Selon l’un des avocats de Sotoudeh, la Cour des employés du gouvernement (où son procès a été initialement engagé) a accepté d’examiner sa plainte contre le directeur de la prison, Ali Chaharmahali, et son représentant judiciaire, Hamid Hamidi-Rad, pour avoir imposé l’interdiction. L'affaire a maintenant été renvoyée à la première branche du Bureau of Investigations.

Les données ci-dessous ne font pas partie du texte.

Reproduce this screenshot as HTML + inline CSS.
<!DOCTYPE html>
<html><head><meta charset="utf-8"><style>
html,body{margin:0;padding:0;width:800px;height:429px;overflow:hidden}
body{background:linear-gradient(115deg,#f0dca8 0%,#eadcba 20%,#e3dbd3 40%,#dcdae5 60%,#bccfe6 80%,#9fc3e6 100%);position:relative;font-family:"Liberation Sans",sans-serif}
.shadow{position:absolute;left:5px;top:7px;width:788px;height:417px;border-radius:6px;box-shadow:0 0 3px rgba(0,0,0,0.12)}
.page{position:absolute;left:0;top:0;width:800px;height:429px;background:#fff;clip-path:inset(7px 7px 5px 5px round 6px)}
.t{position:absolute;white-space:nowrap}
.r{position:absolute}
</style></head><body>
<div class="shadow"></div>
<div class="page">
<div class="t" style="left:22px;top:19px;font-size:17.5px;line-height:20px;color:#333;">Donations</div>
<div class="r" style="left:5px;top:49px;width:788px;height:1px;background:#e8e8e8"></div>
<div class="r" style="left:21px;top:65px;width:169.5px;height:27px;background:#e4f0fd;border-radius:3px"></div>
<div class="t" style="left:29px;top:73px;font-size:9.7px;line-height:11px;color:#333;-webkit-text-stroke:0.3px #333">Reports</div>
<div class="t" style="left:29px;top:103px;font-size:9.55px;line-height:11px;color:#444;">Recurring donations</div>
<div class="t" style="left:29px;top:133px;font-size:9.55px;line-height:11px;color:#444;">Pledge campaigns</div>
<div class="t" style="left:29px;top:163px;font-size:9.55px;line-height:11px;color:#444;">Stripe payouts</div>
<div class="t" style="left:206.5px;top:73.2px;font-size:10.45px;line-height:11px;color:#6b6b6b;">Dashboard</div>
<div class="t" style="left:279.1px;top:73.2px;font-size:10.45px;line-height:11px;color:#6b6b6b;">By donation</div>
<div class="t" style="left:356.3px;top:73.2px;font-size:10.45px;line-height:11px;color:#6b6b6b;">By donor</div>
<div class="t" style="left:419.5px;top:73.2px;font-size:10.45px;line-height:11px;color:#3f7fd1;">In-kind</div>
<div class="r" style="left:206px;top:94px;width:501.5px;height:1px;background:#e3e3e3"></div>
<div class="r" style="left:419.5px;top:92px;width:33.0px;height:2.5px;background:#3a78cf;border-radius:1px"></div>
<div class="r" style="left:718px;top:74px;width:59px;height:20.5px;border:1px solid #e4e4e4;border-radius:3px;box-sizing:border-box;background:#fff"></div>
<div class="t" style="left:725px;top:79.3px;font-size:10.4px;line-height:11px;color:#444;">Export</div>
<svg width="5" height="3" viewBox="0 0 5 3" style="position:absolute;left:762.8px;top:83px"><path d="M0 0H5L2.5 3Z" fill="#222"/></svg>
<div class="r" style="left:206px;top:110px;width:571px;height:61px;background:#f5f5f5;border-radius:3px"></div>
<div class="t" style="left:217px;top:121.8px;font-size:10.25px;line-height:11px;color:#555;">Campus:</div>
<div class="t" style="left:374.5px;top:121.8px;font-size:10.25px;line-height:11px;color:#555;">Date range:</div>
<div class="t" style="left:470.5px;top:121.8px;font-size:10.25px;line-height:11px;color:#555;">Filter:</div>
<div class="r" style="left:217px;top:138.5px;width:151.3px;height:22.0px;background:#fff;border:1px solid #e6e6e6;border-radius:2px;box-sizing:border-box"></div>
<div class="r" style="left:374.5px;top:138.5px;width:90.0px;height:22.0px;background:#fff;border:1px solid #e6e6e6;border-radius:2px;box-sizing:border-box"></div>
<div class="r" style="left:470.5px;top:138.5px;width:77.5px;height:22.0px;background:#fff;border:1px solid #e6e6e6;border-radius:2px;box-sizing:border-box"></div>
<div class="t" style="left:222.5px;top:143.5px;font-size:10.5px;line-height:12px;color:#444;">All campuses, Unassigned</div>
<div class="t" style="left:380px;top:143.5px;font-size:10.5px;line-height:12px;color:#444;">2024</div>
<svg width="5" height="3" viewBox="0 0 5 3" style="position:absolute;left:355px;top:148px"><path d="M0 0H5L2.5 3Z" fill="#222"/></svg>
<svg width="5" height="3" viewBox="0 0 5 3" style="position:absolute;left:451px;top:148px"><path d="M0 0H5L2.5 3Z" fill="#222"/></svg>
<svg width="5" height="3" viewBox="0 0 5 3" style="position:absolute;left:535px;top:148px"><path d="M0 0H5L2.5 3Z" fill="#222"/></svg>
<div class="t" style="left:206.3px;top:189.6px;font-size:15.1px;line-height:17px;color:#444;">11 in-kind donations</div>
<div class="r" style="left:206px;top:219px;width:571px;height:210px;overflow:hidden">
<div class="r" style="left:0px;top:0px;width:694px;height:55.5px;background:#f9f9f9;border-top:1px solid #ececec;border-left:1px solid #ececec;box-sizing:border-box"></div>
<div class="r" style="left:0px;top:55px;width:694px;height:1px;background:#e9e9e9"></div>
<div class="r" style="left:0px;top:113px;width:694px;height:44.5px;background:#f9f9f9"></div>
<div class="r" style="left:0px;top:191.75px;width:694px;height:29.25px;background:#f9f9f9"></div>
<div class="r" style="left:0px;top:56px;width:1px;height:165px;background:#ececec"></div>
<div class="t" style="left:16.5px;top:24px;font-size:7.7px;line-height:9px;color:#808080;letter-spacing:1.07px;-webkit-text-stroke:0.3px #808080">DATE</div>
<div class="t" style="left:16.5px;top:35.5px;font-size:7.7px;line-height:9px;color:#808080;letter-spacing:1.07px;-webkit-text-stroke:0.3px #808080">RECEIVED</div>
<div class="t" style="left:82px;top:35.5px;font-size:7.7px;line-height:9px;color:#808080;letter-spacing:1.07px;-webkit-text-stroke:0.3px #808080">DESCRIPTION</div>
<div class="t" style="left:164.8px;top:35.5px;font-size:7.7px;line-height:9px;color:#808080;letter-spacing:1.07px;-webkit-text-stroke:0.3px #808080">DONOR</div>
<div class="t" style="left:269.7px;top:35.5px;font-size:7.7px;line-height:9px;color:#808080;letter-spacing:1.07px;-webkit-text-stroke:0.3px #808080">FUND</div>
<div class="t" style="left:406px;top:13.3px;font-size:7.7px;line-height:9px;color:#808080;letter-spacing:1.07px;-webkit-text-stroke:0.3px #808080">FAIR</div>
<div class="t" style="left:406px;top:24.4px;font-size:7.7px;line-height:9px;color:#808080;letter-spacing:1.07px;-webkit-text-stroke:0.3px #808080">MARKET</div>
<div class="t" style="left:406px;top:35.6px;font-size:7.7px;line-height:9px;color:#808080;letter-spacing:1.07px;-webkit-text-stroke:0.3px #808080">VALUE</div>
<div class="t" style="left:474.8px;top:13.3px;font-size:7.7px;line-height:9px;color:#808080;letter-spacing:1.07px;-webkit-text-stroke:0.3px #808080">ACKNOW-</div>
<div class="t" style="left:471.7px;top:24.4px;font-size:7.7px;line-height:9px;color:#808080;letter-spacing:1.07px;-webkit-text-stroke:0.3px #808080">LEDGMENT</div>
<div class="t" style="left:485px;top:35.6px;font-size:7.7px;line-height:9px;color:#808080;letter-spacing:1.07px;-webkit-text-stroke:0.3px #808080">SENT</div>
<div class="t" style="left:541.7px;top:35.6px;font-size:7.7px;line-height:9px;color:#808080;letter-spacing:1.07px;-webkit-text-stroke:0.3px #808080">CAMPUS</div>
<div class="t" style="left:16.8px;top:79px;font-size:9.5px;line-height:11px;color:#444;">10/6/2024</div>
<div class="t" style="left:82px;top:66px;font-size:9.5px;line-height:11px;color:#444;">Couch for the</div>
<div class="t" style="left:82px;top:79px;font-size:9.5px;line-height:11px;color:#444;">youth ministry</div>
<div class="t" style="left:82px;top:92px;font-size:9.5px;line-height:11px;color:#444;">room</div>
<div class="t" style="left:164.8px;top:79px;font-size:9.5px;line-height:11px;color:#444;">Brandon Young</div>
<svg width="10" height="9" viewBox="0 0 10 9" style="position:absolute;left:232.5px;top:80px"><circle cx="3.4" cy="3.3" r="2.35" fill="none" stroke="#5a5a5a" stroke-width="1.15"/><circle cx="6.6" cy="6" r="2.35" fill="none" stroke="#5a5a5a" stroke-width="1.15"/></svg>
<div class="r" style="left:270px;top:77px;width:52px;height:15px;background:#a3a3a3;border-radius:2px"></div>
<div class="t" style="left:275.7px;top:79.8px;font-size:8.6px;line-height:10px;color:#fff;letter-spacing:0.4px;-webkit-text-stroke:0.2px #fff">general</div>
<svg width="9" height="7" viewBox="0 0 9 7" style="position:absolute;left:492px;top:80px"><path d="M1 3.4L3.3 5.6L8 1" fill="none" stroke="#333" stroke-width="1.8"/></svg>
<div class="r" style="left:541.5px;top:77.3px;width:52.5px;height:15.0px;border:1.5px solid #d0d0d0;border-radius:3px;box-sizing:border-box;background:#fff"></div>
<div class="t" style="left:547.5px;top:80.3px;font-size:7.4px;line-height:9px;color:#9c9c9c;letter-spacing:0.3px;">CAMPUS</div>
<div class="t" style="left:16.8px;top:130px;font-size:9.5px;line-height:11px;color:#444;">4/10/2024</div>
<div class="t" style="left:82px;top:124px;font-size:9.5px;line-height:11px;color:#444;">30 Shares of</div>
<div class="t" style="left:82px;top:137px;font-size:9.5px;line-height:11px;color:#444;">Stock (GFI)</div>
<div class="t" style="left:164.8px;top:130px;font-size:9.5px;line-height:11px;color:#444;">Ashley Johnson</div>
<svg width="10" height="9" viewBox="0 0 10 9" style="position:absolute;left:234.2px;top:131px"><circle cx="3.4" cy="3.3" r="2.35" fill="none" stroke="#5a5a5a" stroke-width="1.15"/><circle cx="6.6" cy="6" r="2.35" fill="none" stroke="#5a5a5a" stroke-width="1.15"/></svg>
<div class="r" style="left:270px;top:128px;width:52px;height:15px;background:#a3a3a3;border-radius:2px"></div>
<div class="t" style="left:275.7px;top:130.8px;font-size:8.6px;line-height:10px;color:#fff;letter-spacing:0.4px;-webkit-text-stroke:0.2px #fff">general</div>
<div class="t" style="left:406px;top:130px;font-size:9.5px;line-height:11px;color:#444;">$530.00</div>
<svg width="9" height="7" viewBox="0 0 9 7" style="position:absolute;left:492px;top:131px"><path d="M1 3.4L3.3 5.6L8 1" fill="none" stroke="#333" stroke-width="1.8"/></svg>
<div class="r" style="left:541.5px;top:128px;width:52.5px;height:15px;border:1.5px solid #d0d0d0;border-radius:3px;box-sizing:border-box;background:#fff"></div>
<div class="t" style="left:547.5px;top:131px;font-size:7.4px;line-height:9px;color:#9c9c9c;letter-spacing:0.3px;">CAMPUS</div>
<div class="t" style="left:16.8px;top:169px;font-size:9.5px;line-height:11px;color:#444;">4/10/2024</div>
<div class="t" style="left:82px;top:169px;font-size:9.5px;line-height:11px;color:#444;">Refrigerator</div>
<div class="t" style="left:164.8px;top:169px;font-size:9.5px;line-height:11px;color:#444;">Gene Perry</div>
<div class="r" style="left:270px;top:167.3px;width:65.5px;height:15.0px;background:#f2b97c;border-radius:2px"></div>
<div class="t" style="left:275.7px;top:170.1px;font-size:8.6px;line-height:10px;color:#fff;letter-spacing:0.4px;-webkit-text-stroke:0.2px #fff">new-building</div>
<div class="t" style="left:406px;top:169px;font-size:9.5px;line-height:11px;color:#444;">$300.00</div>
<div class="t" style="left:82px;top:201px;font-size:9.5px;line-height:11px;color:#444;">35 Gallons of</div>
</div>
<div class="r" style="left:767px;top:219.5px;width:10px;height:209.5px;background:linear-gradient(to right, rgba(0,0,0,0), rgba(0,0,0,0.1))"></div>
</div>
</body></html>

Le 17 septembre 2018, Ali Chaharmahali, le directeur de la prison a envoyé une lettre au chef du quartier pénitentiaire des femmes de la prison d'Evine : « Sur la base d'une ordonnance judiciaire rendue par le procureur de Téhéran, Abbas Jafari Dowlatabadi, Mme Nasrin Sotoudeh devrait être informée qu'elle doit respecter le règlement intérieur de la prison, notamment en ce qui concerne l'observation du hijab. Par conséquent, si elle suit les règles, elle pourra recevoir des visites de sa famille. Sinon, elle n’en aura pas le droit.

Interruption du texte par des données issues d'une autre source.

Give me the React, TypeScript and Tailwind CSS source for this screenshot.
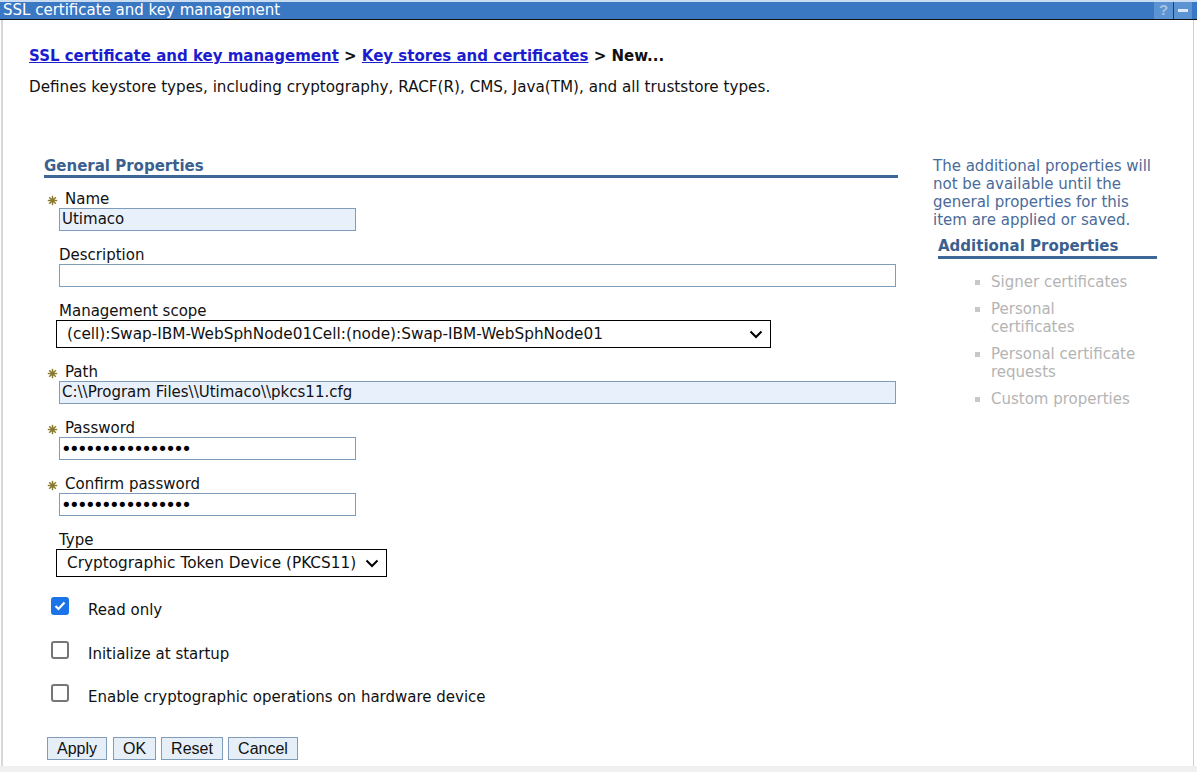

Une copie de la lettre a été obtenue par le CDHI.
La charia n'oblige pas les femmes à se couvrir en présence d'autres femmes, ce qui soulève des questions quant aux raisons pour lesquelles Sotoudeh est punie pour ne pas avoir observé le hijab dans le pavillon réservé aux femmes de la prison d'Evine.
« Il est évident que l’interdiction de visites est une forme de sanction sérieusement douteuse », a déclaré l’avocat de Sotoudeh, Payam Derafshan, dont certaines parties de la déclaration ont été publiées sur Instagram. « Il n'y a pas de règlement interdisant les visites en prison entre les mères et leurs enfants parce que c'est essentiellement inhumain ».
« Une telle interdiction est non seulement extrêmement préjudiciable psychologiquement, mais elle porte également gravement atteinte à la réputation du système judiciaire du pays aux yeux du monde », a-t-il ajouté.
Le procès soutient que Chaharmahali et Hamidi-Rad ont violé les articles 570 et 579 du Code pénal islamique iranien en privant Sotoudeh de son droit de voir ses deux enfants.
L’article 570 dispose : « Tout fonctionnaire ou agent associé aux agences et institutions de l’État qui prive illégalement le public de ses libertés ou le prive de ses droits reconnus dans la Constitution de l’IRI est puni de deux mois à trois ans d’emprisonnement, en plus que son licenciement et l'interdiction de travailler dans les bureaux officiels pendant un à cinq ans ».
Et selon l’article 579 : « Si un fonctionnaire punit un condamné plus sévèrement que ce qui a été ordonné dans le verdict ou le punit d’une peine qui n’est pas ordonnée dans le verdict, il sera condamné à une peine de six mois à trois ans d’emprisonnement ; et si l’acte est accompli conformément à l’ordre de quelqu'un d’autre, seule la personne qui a donné l’ordre est condamnée à la peine prescrite ».
Sotoudeh a été arrêtée depuis le 13 juin 2018, après que des agents de la sécurité se soient présentés de manière inattendue chez elle et l'aient emmenée à la prison d'Evine à Téhéran. Une fois à l'intérieur de la prison, Sotoudeh a appris qu'elle purgerait une peine de cinq ans d'emprisonnement prononcée par contumace par le juge Mohammad Moghiseh en 2015 et qu'elle faisait face à de nombreuses autres accusations.
En octobre 2018, Sotoudeh a poursuivi Moghiseh pour l’avoir illégalement condamnée.
Sotoudeh, l’un des plus éminentes défenseuses des droits humains en Iran, fait face à deux accusations de sécurité nationale pour avoir légalement représenté des femmes accusées d’avoir manifesté pacifiquement contre la loi iranienne sur le hijab en retirant leur foulard en public.
De 2010 à 2013, elle a passé trois ans dans la prison d'Evine pour avoir exercé pacifiquement sa profession d'avocate. En septembre 2018, elle a reçu le prestigieux prix des droits de l'homme Ludovic Trarieux pour son engagement en faveur des droits humains et pour l'indépendance de la profession juridique. Sotoudeh a également reçu le prix Sakharov du Parlement européen pour la liberté de pensée en 2012.
En juillet 2018, l’Institut des droits humains (IBAHRI) de l’Association internationale des barreaux a envoyé une lettre au Guide suprême iranien Ali Khamenei pour demander la libération immédiate de Sotoudeh.
Elle fait partie d’au moins six avocats des droits humains actuellement emprisonnés en Iran.
« Sotoudeh ne fait que défendre l’état de droit dans un climat politique où les droits des citoyens sont bafoués par le pouvoir judiciaire et les organes de sécurité », a déclaré Ghaemi.
« L’emprisonnement et le harcèlement des avocats de la défense et de leurs clients par l’Iran sont scandaleux et illégaux et doivent être condamnés avec force par la communauté internationale », a-t-il ajouté.